Sabine et sa collègue se font connaître en se rendant chez certains clients pour montrer leurs collections ; en participant à des salons accueillant une clientèle mondiale où toute la filière textile (dessinateurs mais aussi fabricants de boutons, tissus, accessoires…) se trouve représentée ; en se déplaçant en France ou dans certains pays comme l’Italie. Pour des pays plus éloignés ou moins faciles d’accès, Etats-Unis, Turquie… Sabine et sa collègue ont recours à un agent, « ça reste malgré tout moins coûteux et moins compliqué que de se déplacer soi-même. »

Sur les salons les clients marchandent, c’est le jeu. Il faut souvent expliquer aux étrangers ce que représentent les charges sociales en France quand ils trouvent que les tarifs sont trop élevés. C’est compliqué, parce que tous les pays fonctionnent différemment à ce niveau. Sabine essaye d’harmoniser ses prix avec les autres studios de dessin. Elle ajuste également le prix de vente de ses collections en fonction de l’origine de sa clientèle. « On vendra un peu moins cher en Turquie qu’aux Etats-Unis, par exemple, mais on essaye de ne pas baisser les prix au-delà d’un certain seuil de façon à ne pas travailler à perte. »

 

Quels avantages à être indépendante ?

 

« J’ai gagné en qualité de vie, j’ai pu rester présente à côté de mes filles, je bénéficie d’une souplesse organisationnelle. Je sais que mon métier n’est pas très lucratif mais je prends beaucoup de plaisir à le faire car j’aime créer, me sentir indépendante, faire quelque chose qui a du sens… tout cela est très important pour moi. » explique Sabine.

 

Le revers de la médaille ?

 

Des semaines de travail très lourdes, 40, 50 heures parfois avec des « pics » lorsqu’il y a des salons… tout cela pour toucher à peine un SMIC.

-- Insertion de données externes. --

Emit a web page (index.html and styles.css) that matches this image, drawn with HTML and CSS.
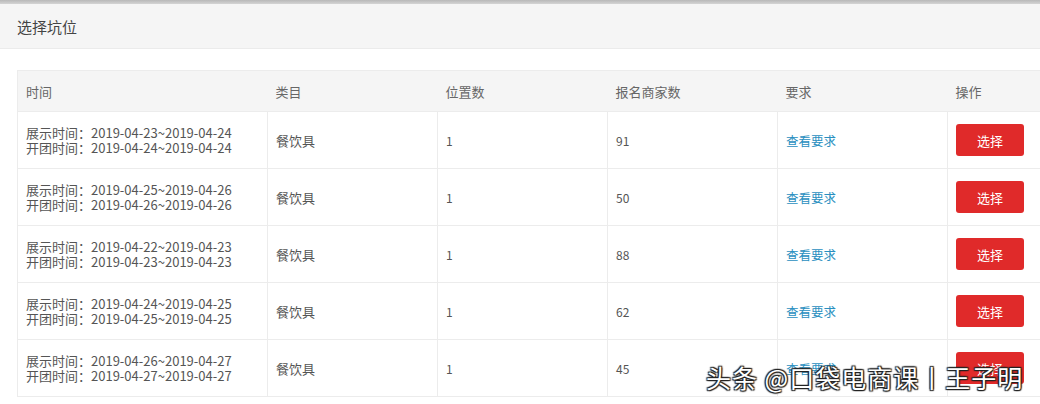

Les étudiants qui rendent visite aux designers textile ne sont pas toujours conscients de « tout ce qu’il y a autour » ; Sabine confie par exemple n’avoir jamais aucune certitude de parvenir à vendre ses créations : « Dans ce métier il y a des hauts et des bas, on n’est jamais sûre de rien ». Toujours il faut démarcher, aller chercher des clients, répondre à des appels d’offre, négocier les prix etc. C’est beaucoup de temps et d’énergie. Elle a l’impression que ces données-là ne sont pas abordées dans les écoles de design.

 

Quelques activités annexes indispensables

 

Forte de sa formation de graphiste, Sabine réalise également des plaquettes de com et crée des sites internet pour des particuliers et des entreprises. Même si son centre d’intérêt principal reste le textile, ces compléments d’activité ne sont pas négligeables.

Elle participe par ailleurs au collectif LIGRES, créé avec quelques connaissances et amis, qui organise des concerts, des expos et d’autres actions autour du numérique.

 

Le statut d’artiste-auteur vu (et vécu) par Sabine

 

Auparavant géré par la Maison des artistes, le statut d’artiste-auteur est désormais pris en charge par l’Urssaf.

 

Les avantages de ce statut selon Sabine…

  • Facile à gérer.
  • On bénéficie de la sécurité sociale.
  • On paye des charges en fonction de nos rentrées d’argent.
  • Souple, ouvert à plusieurs métiers.

 

Et les inconvénients ?

  • Très peu de garanties sociales : j’ai touché le minimum quand je suis tombée enceinte, je n’ai pas eu droit à un congé maternité, je n’ai pas droit au chômage, je suis obligée de cotiser pour une retraite complémentaire et je ne bénéficie pas de congés payés. Et il vaut mieux que j’évite de tomber malade !
  • Des charges élevées : lorsque je facture une création, il faut savoir que je toucherai seulement 40 % de la somme engrangée. Il faut ensuite déduire le coût de la matière première, prendre en compte la TVA. Au final, il ne me reste pas grand-chose.

 

Un statut qui ne prend pas en compte les phases de recherche et de création

 

Sabine se sent parfois comme une « intermittente ». En effet, à l’instar de l’art vivant, la pratique de son art nécessite de longues périodes de création, qui peuvent aller jusqu’à 3 mois. Pendant ce laps de temps elle ne vend rien mais ne touche pour autant aucune aide ni indemnité. Il faudrait repenser cet aspect-là pour lui permettre d’exercer son art un peu plus sereinement.